Shrimp with Creole Tomato Salsa
 
Makes about 8 servings
Ingredients
  • 2 cups diced Creole tomato
  • 2 medium avocados, chopped
  • ½ cup fresh corn kernels
  • ¼ cup diced red onion
  • ¼ cup loosely packed chopped fresh basil
  • 1 small jalapeño, seeded and diced (about 2 tablespoons)

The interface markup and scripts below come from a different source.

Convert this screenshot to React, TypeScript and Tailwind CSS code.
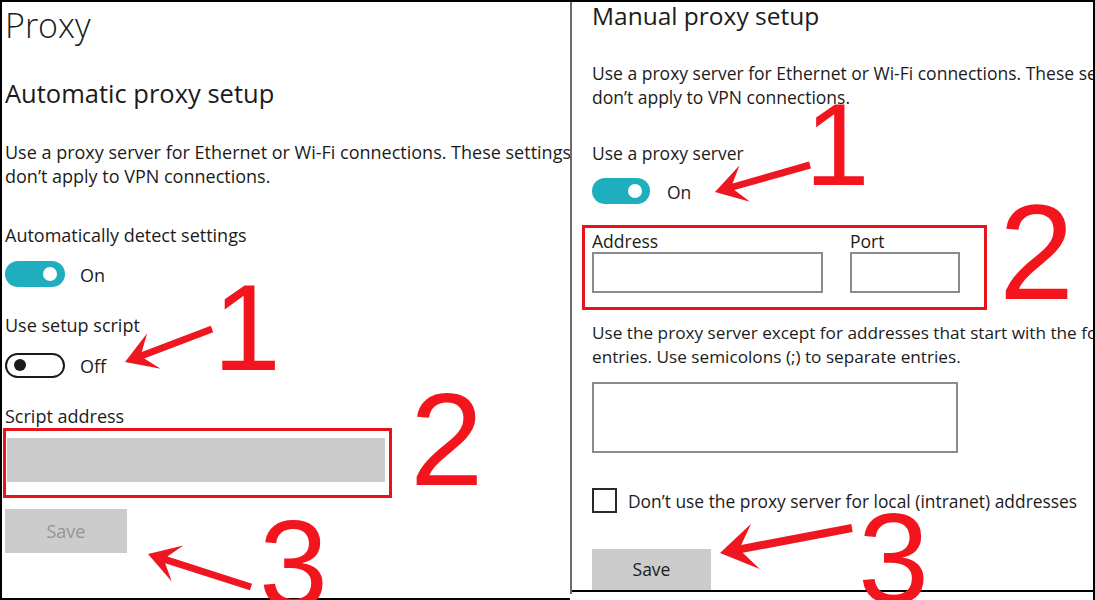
import React from 'react';

type Arrow = { tail: [number, number]; tip: [number, number]; head: number; wing: number; shaft: number };

// polygon for a barbed arrow, tip first
const arrowPoints = ({ tail, tip, head, wing, shaft }: Arrow) => {
  const dx = tail[0] - tip[0];
  const dy = tail[1] - tip[1];
  const len = Math.hypot(dx, dy);
  const ux = dx / len;
  const uy = dy / len;
  const px = -uy;
  const py = ux;
  const notch = head * 0.62;
  const pts: [number, number][] = [
    [tip[0], tip[1]],
    [tip[0] + head * ux + wing * px, tip[1] + head * uy + wing * py],
    [tip[0] + notch * ux + shaft * px, tip[1] + notch * uy + shaft * py],
    [tail[0] + shaft * px, tail[1] + shaft * py],
    [tail[0] - shaft * px, tail[1] - shaft * py],
    [tip[0] + notch * ux - shaft * px, tip[1] + notch * uy - shaft * py],
    [tip[0] + head * ux - wing * px, tip[1] + head * uy - wing * py],
  ];
  return pts.map(([x, y]) => `${x.toFixed(1)},${y.toFixed(1)}`).join(' ');
};

const arrows: Arrow[] = [
  { tail: [210, 327], tip: [123, 360], head: 31, wing: 19, shaft: 3.5 },
  { tail: [249, 585], tip: [146, 552], head: 31, wing: 19, shaft: 3.5 },
  { tail: [808, 163], tip: [713, 190], head: 31, wing: 19, shaft: 3.5 },
  { tail: [850, 526], tip: [718, 551], head: 36, wing: 23, shaft: 4 },
];

const ToggleOn = ({ w }: { w: string }) => (
  <div className={`${w} h-[26px] rounded-full bg-[#1eaebd] flex items-center justify-end pr-[8px]`}>
    <div className="w-[14px] h-[14px] rounded-full bg-white" />
  </div>
);

const ToggleOff = () => (
  <div className="w-[60px] h-[25px] rounded-full border-2 border-[#1a1a1a] flex items-center pl-[7px]">
    <div className="w-[12px] h-[12px] rounded-full bg-[#1a1a1a]" />
  </div>
);

export default function App() {
  return (
    <div className="relative w-[1095px] h-[600px] overflow-hidden bg-white border-t-2 border-l-2 border-r-2 border-black font-['Open_Sans',sans-serif] text-[#1b1b1b]">
      <div className="flex h-full">
        {/* Left: automatic setup */}
        <div className="w-[568px] h-[598px] border-b-2 border-black pl-[3px] flex flex-col overflow-hidden">
          <div className="mt-[3px] text-[34px] leading-[40px] font-light">Proxy</div>
          <div className="mt-[33px] text-[25.5px] leading-[30px]">Automatic proxy setup</div>
          <p className="mt-[32px] text-[18px] leading-[24px] whitespace-nowrap">
            Use a proxy server for Ethernet or Wi-Fi connections. These settings
            <br />
            don’t apply to VPN connections.
          </p>
          <div className="mt-[35px] text-[18px] leading-[24px]">Automatically detect settings</div>
          <div className="mt-[14px] flex items-center gap-[15px]">
            <ToggleOn w="w-[60px]" />
            <span className="text-[18px] leading-[24px] pt-[2px]">On</span>
          </div>
          <div className="mt-[26px] text-[18px] leading-[24px]">Use setup script</div>
          <div className="mt-[15px] flex items-center gap-[15px]">
            <ToggleOff />
            <span className="text-[18px] leading-[24px] pt-[2px]">Off</span>
          </div>
          <div className="mt-[26px] text-[18px] leading-[24px]">Script address</div>
          <div className="-ml-[2px] w-[389px] h-[70px] border-[3px] border-[#e8141c] pl-[1px] pr-[4px] pt-[7px]">
            <div className="h-[44px] w-full bg-[#cccccc]" />
          </div>
          <button className="mt-[11px] w-[122px] h-[44px] bg-[#cccccc] text-[18px] text-[#959595]">Save</button>
        </div>

        <div className="w-[2px] h-[592px] bg-[#6b6b6b]" />

        {/* Right: manual setup */}
        <div className="flex-1 h-[590px] border-b-2 border-black pl-[20px] flex flex-col overflow-hidden">
          <div className="text-[24.5px] leading-[28px] whitespace-nowrap">Manual proxy setup</div>
          <p className="mt-[31px] text-[17.5px] leading-[24px] whitespace-nowrap">
            Use a proxy server for Ethernet or Wi-Fi connections. These settings
            <br />
            don’t apply to VPN connections.
          </p>
          <div className="mt-[32px] text-[17.5px] leading-[24px]">Use a proxy server</div>
          <div className="mt-[13px] flex items-center gap-[17px]">
            <ToggleOn w="w-[58px]" />
            <span className="text-[17.5px] leading-[24px] pt-[2px]">On</span>
          </div>
          <div className="mt-[21px] -ml-[10px] w-[405px] h-[85px] border-[3px] border-[#e8141c] pl-[7px] pt-[2px] flex gap-[27px]">
            <div className="flex flex-col">
              <span className="text-[17.5px] leading-[22px]">Address</span>
              <div className="w-[231px] h-[41px] border-2 border-[#8c8c8c]" />
            </div>
            <div className="flex flex-col">
              <span className="text-[17.5px] leading-[22px]">Port</span>
              <div className="w-[110px] h-[41px] border-2 border-[#8c8c8c]" />
            </div>
          </div>
          <p className="mt-[11px] text-[17.2px] leading-[24px] whitespace-nowrap">
            Use the proxy server except for addresses that start with the following
            <br />
            entries. Use semicolons (;) to separate entries.
          </p>
          <div className="mt-[13px] w-[366px] h-[71px] border-2 border-[#8c8c8c]" />
          <div className="mt-[35px] flex items-center gap-[11px]">
            <div className="w-[25px] h-[25px] border-2 border-[#2a2a2a]" />
            <span className="text-[17.4px] leading-[24px] whitespace-nowrap">Don’t use the proxy server for local (intranet) addresses</span>
          </div>
          <button className="mt-[36px] w-[119px] h-[41px] bg-[#cccccc] text-[17.5px] text-[#1b1b1b]">Save</button>
        </div>
      </div>

      {/* annotations */}
      <svg className="absolute left-0 top-0 pointer-events-none" width={1095} height={600} viewBox="0 0 1095 600">
        {arrows.map((a, i) => (
          <polygon key={i} points={arrowPoints(a)} fill="#ee1620" />
        ))}
      </svg>
      <div className="absolute left-[211px] top-[265px] text-[122px] leading-none text-[#f2151d] font-['Liberation_Sans',Arial,sans-serif]">1</div>
      <div className="absolute left-[408px] top-[372px] text-[132px] leading-none text-[#f2151d] font-['Liberation_Sans',Arial,sans-serif]">2</div>
      <div className="absolute left-[257px] top-[500px] text-[124px] leading-none text-[#f2151d] font-['Liberation_Sans',Arial,sans-serif]">3</div>
      <div className="absolute left-[803px] top-[85px] text-[116px] leading-none text-[#f2151d] font-['Liberation_Sans',Arial,sans-serif]">1</div>
      <div className="absolute left-[997px] top-[183px] text-[135px] leading-none text-[#f2151d] font-['Liberation_Sans',Arial,sans-serif]">2</div>
      <div className="absolute left-[856px] top-[493px] text-[128px] leading-none text-[#f2151d] font-['Liberation_Sans',Arial,sans-serif]">3</div>
    </div>
  );
}
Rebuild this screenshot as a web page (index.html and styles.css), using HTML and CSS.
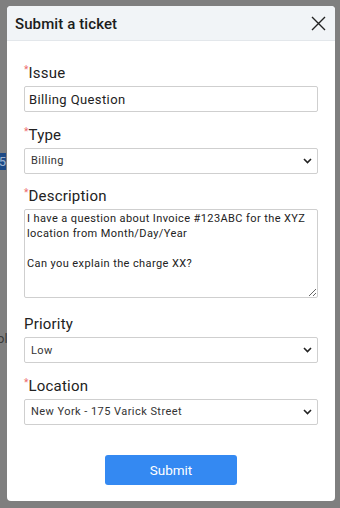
FILE: index.html
```html
<!DOCTYPE html>
<html lang="en">

<head>
    <meta charset="UTF-8">
    <meta name="viewport" content="width=device-width, initial-scale=1.0">
    <link rel="stylesheet" href="styles.css">
    <title>Submit a ticket</title>
</head>

<body>

    <div class="backdrop">
        <span class="bg_badge">5</span>
        <span class="bg_text">ol</span>
    </div>

    <div class="modal">
        <header class="modal_header">
            <h2 class="modal_title">Submit a ticket</h2>
            <button class="close_btn" aria-label="Close">
                <svg width="15" height="15" viewBox="0 0 15 15">
                    <path d="M1 1 L14 14 M14 1 L1 14" stroke="#222" stroke-width="1.4" fill="none" />
                </svg>
            </button>
        </header>

        <form class="modal_body">
            <div class="field">
                <label class="label"><i class="req">*</i>Issue</label>
                <input class="input" type="text" value="Billing Question">
            </div>

            <div class="field">
                <label class="label"><i class="req">*</i>Type</label>
                <div class="select_wrap">
                    <select class="select">
                        <option>Billing</option>
                    </select>
                    <svg class="chevron" width="9" height="6" viewBox="0 0 9 6">
                        <path d="M1 1 L4.5 4.5 L8 1" stroke="#222" stroke-width="1.6" fill="none" />
                    </svg>
                </div>
            </div>

            <div class="field">
                <label class="label"><i class="req">*</i>Description</label>
                <textarea class="textarea">I have a question about Invoice #123ABC for the XYZ location from Month/Day/Year

Can you explain the charge XX?</textarea>
            </div>

            <div class="field">
                <label class="label">Priority</label>
                <div class="select_wrap">
                    <select class="select">
                        <option>Low</option>
                    </select>
                    <svg class="chevron" width="9" height="6" viewBox="0 0 9 6">
                        <path d="M1 1 L4.5 4.5 L8 1" stroke="#222" stroke-width="1.6" fill="none" />
                    </svg>
                </div>
            </div>

            <div class="field">
                <label class="label"><i class="req">*</i>Location</label>
                <div class="select_wrap">
                    <select class="select">
                        <option>New York - 175 Varick Street</option>
                    </select>
                    <svg class="chevron" width="9" height="6" viewBox="0 0 9 6">
                        <path d="M1 1 L4.5 4.5 L8 1" stroke="#222" stroke-width="1.6" fill="none" />
                    </svg>
                </div>
            </div>

            <div class="actions">
                <button type="button" class="submit_btn">Submit</button>
            </div>
        </form>
    </div>

</body>

</html>
```

FILE: styles.css
```css
* {
    margin: 0px;
    padding: 0px;
    box-sizing: border-box;
}

body {
    width: 340px;
    height: 508px;
    background: #7f7f7f;
    font-family: Roboto, "Liberation Sans", sans-serif;
    color: #222222;
    position: relative;
    overflow: hidden;
    padding: 6px 5px 0px 7px;
}

.backdrop {
    position: absolute;
    left: 0px;
    top: 0px;
    width: 7px;
    height: 100%;
}

.bg_badge {
    position: absolute;
    left: -4px;
    top: 153px;
    width: 10px;
    height: 17px;
    background: #1d4a86;
    color: #9fb3cf;
    font-size: 13px;
    line-height: 17px;
    text-align: right;
}

.bg_text {
    position: absolute;
    left: -3px;
    top: 331px;
    color: #3a3a3a;
    font-size: 13px;
}

.modal {
    width: 328px;
    height: 495px;
    background: #ffffff;
    border-radius: 4px;
    overflow: hidden;
    position: relative;
}

.modal_header {
    height: 35px;
    background: #f1f4f7;
    border-bottom: 1px solid #e3e7eb;
    display: flex;
    align-items: center;
    justify-content: space-between;
    padding: 1px 9px 0px 8px;
}

.modal_title {
    font-size: 15px;
    font-weight: 500;
    color: #1c1c1c;
    letter-spacing: 0.1px;
}

.close_btn {
    border: none;
    background: none;
    width: 15px;
    height: 15px;
    display: flex;
}

.modal_body {
    display: flex;
    flex-direction: column;
    padding: 22px 17px 0px 17px;
    gap: 12.5px;
}

.field {
    display: flex;
    flex-direction: column;
    gap: 3px;
}

.label {
    font-size: 15px;
    line-height: 19px;
    padding-top: 1px;
    color: #222222;
    letter-spacing: 0.2px;
}

.req {
    font-style: normal;
    color: #ec6b6b;
    font-size: 10px;
    vertical-align: top;
    line-height: 12px;
}

.input {
    height: 26px;
    border: 1px solid #cfcfcf;
    border-radius: 2px;
    padding: 0px 4px;
    font-family: Roboto, "Liberation Sans", sans-serif;
    font-size: 13px;
    letter-spacing: 0.4px;
    color: #222222;
}

.select_wrap {
    position: relative;
    display: flex;
}

.select {
    appearance: none;
    -webkit-appearance: none;
    width: 100%;
    height: 26px;
    border: 1px solid #cfcfcf;
    border-radius: 2px;
    background: #ffffff;
    padding: 0px 6px;
    font-family: Roboto, "Liberation Sans", sans-serif;
    font-size: 11px;
    letter-spacing: 0.45px;
    color: #333333;
}

.chevron {
    position: absolute;
    right: 6px;
    top: 10px;
    pointer-events: none;
}

.textarea {
    height: 89px;
    border: 1px solid #cfcfcf;
    border-radius: 2px;
    padding: 1px 2px;
    font-family: Roboto, "Liberation Sans", sans-serif;
    font-size: 11px;
    line-height: 15px;
    letter-spacing: 0.4px;
    color: #222222;
    resize: vertical;
    margin-bottom: 3.5px;
}

.actions {
    display: flex;
    justify-content: center;
    padding-top: 17.5px;
}

.submit_btn {
    width: 132px;
    height: 30px;
    background: #3489f2;
    color: #ffffff;
    border: none;
    border-radius: 3px;
    font-family: Roboto, "Liberation Sans", sans-serif;
    font-size: 13.5px;
}
```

  • 2 tablespoons plus 1 teaspoon fresh lime juice, divided
  • 1½ teaspoons minced garlic
  • 1 teaspoon chopped fresh thyme
  • ¾ teaspoon kosher salt, divided
  • 24 large peeled and deveined fresh shrimp, boiled or steamed
  • Toasted tortilla chips, to serve
  • Garnish: fresh basil leaves
Instructions
  1. In a medium bowl, combine tomato, avocado, corn, onion, chopped basil, jalapeño, 2 tablespoons lime juice, garlic, thyme, and ½ teaspoon salt. Refrigerate for 3 hours.
  2. Just before serving, in another medium bowl, combine shrimp, remaining 1 teaspoon lime juice, and remaining ¼ teaspoon salt. Serve shrimp with salsa and tortilla chips, and garnish with basil leaves, if desired.